The great drought has greatly retarded the hutting as the Mills could not work for want of Water, and we have been obliged to haul some of the planks the distance of forty miles. This business is however nearly finished. I laid out the dimensions of my hut yesterday morning. In the interim I occupy when at the Cantonment Colo: Parkers who is gone to the North Western Territory.6 I found great difficulty in making the men of different Regiments march exactly to the regulated time, but I have lately had recourse to pendulums and doubt not but they will soon march well and together. I am determined to ground them well in their Rudiments. There are one hundred and one French prisoners at Frederick Town.7 The guard belongs to my division, but they are within your district. I sent the Brigade Inspector8 to see their situation. He says some of the Rooms in the Barracks are repairing for them, but he does not understand that there are Iron gratings to the windows which I think necessary. The guard have no Ammunition and there is none at the Cantonment, so that I cannot send them any. And I have no person acting as division or Brigade Quarter Master here to procure any. As they are only 25 Miles from this place and twenty from the Cantonment any orders which you will issue respecting them I will have immediately executed. Mrs: Pinckney is getting strength and flesh. My Daughters are well and I am afraid I shall be as fat as Genl. Lincoln.9 We all desire our respects to Mrs. Hamilton & I always am
Yours sincerely and affectionately
Charles Cotesworth Pinckney
Major General Hamilton
LS, Hamilton Papers, Library of Congress.
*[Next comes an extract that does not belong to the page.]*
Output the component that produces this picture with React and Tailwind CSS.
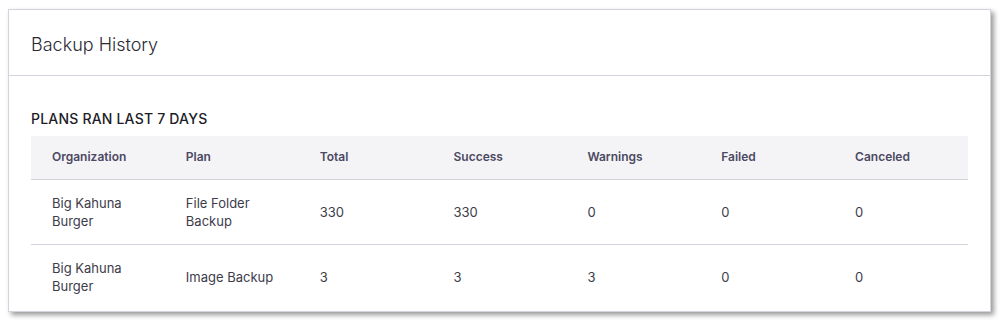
import React from 'react';

const COLUMNS = ['Organization', 'Plan', 'Total', 'Success', 'Warnings', 'Failed', 'Canceled'];

const ROWS = [
  ['Big Kahuna Burger', 'File Folder Backup', '330', '330', '0', '0', '0'],
  ['Big Kahuna Burger', 'Image Backup', '3', '3', '3', '0', '0'],
];

const App = () => {
  return (
    <div className="w-[1003px] h-[320px] bg-white overflow-hidden pt-[9px] pl-[8px] font-['Inter',sans-serif]">
      <div className="w-[983px] h-[303px] bg-white border border-[#d4d2da] shadow-[3px_3px_5px_rgba(0,0,0,0.4)] overflow-hidden">
        {/* Card header */}
        <div className="h-[66px] flex items-center px-[22px] border-b border-[#d4d2da]">
          <h2 className="text-[18px] font-light text-[#2b2a35] mt-[3px]">Backup History</h2>
        </div>

        {/* Card body */}
        <div className="px-[22px] pt-[33px]">
          <h3 className="text-[14px] font-medium text-[#1d1c28] uppercase tracking-[0.2px] leading-[20px] mb-[7px]">
            Plans ran last 7 days
          </h3>
          <table className="w-full table-fixed border-collapse">
            <thead>
              <tr className="bg-[#f4f4f7] border-b border-[#d4d2da]">
                {COLUMNS.map((col) => (
                  <th key={col} className="h-[43px] pl-[21px] text-left text-[12px] font-semibold text-[#4c4962]">
                    {col}
                  </th>
                ))}
              </tr>
            </thead>
            <tbody>
              {ROWS.map((row, i) => (
                <tr key={i} className="border-b border-[#d4d2da] last:border-b-0">
                  {row.map((cell, j) => (
                    <td key={j} className="h-[65px] pl-[21px] pr-[16px] text-[13px] leading-[18px] text-[#3d3c4a]">
                      {cell}
                    </td>
                  ))}
                </tr>
              ))}
            </tbody>
          </table>
        </div>
      </div>
    </div>
  );
};

export default App;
1. Pinckney was the commanding officer of all troops south of Maryland. See the to H to James Gunn, December 22, 1798.
3. Pinckney had ordered William Washington and John Watts to report to Shepherdstown, Virginia, to assist him in preparing a Cavalry manual. See Pinckney to H, December 12, 1799.
4. See “Circular to the Commandants of Regiments,” September 17, 1799. Hall’s “doubts” were expressed in Josias Carvell Hall to H, October 4, 1799 (listed in the appendix to Volume XXIII), and Hall to H, January 6, 1800 (listed in the appendix to this volume). Hall’s doubts, like those of other commanding officers, amounted to cowardice, for he did not wish to take the responsibility of placing the officers under his command in rank order.
5. William Elliott, a resident of Maryland, had been appointed a lieutenant in the Ninth Regiment of Infantry on January 8, 1799 ( , 300, 303). No record has been found that he served in the Western Army.
6. Thomas Parker. See Pinckney to H, October 12, 1799.
7. On June 22, 1799, Secretary of the Navy Benjamin Stoddert wrote to Captain Thomas Tingey of the United States Ship Ganges: “Whatever Prisoners you take, it will be proper to send to the United States, unless you can immediately get Americans in exchange …” ( , 385). In September, 1799, Captain John Mullowny of the United States Ship Montezuma arrived at Baltimore with fifty French prisoners, and on September 18, 1799, Stoddert requested James McHenry to furnish “a sufficient guard to conduct those prisoners to Frederick Town” ( , 203–04). On September 19, 1799, in a letter listed in the appendix to Volume XXIII, H wrote to McHenry: “I have given orders to Capt. Morris to take immediate measures for the purpose of conducting the French prisoners from Baltimore to Frederick Town, agreeably to the request of the Secretary of the Navy, and to your direction.” See also McHenry to H, September 18, 1799; H to Staats Morris, September 19, 1799 (both listed in the appendix to Volume XXIII).
8. Edmund Taylor. See Pinckney to H, December 12, 1799.
9. Benjamin Lincoln, a major general in the Continental Army during the American Revolution, led the Massachusetts troops in the campaign to suppress Shays’s Rebellion in 1787, was a member of the Massachusetts Ratifying Convention in 1788, and from June, 1789, to March, 1809, was collector of customs at Boston.